Eduardo Galeano wasn't a name on many American lips until Venezuelan President Hugo Chavez gave one of his books to President Obama at the Summit of the Americas in Trinidad and Tobago over the weekend. The book Chavez gifted, Galeano's Open Veins of Latin America, became the talk of the blogosphere, ultimately shooting the title from its onetime perch in the mid 50,000 range on Amazon's sales ranking to No. 2.
The plug is no doubt a welcome one for the book's small publisher, the lefty Monthly Review Press, but it hasn't come without its hiccups. Michael Yates, editorial director at the press (which is an off-shoot of the 1951-founded leftist non-profit magazine, The Monthly Review), declined to discuss numbers on the book--he refused to cite how many copies are in print--but said the small operation is dealing well with the demand. (Despite Yates's comments, the current wait for the book on Amazon is three to six weeks, indicating that the book is likely out of stock.)
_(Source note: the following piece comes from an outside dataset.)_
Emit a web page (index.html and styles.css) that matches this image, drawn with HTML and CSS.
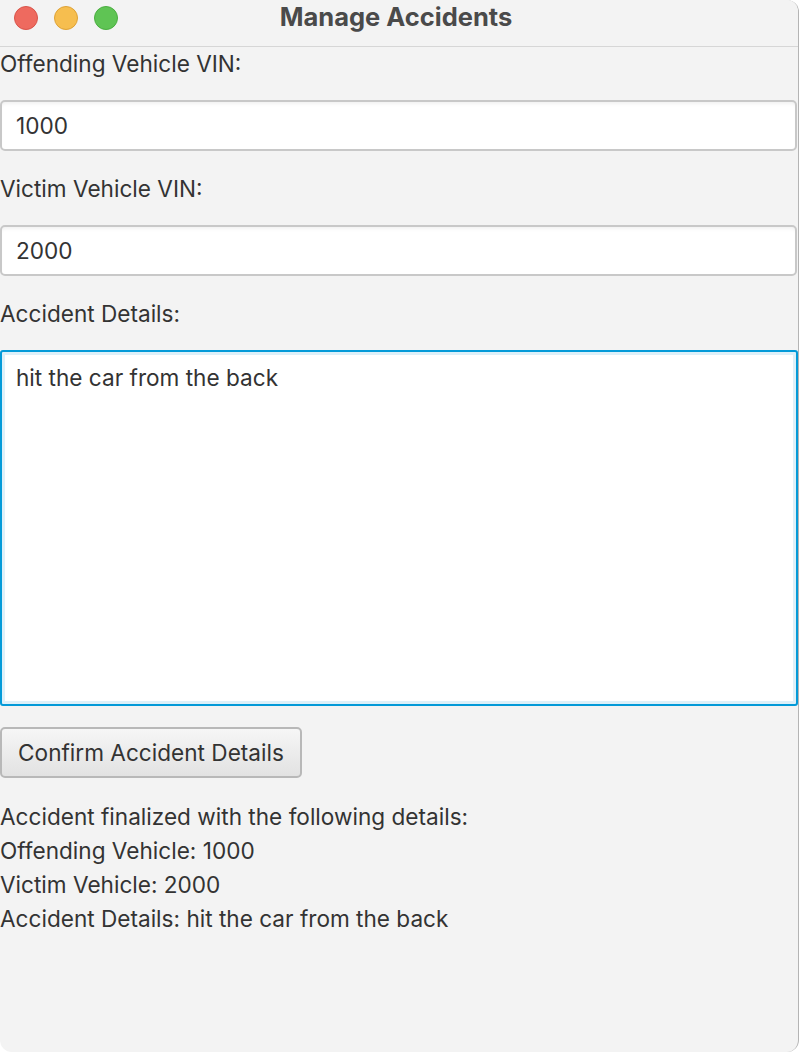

Yates, who would only say that the house has "been able to fill some orders" and that it now has "a significant number of new copies being printed," is less occupied with demand than the notion that Galeano's book will get into more Americans' hands. Calling the title, which Monthly Review Press originally published in translation in 1971, a "conversation with the people as well as a call to action," Yates hopes the book will bring to light what the house's Web site dubs "five centuries of exploitation" in Latin America. (The book is a political history of Latin America framed through the notion that Western nations have exploitated the region economically for centuries.)
As it happens, The Monthly Review Press isn't the only publisher hoping to see Obama's run-in with Veins boost book sales, either. Nation Books, an imprint of Perseus, fortuitously has Galeano's next book, Mirrors: Stories of Almost Everyone, on its summer list. According to a rep from Nation Books, Galeano called Mirrors "his most ambitious project to date" and is making a rare publicity trip to the States to promote it. Galeano, a major author in Latin America, will be at BEA signing copies, and Nation is planning on bumping the release from June 1 to an-as-yet-undecided date on the heels of the current publicity.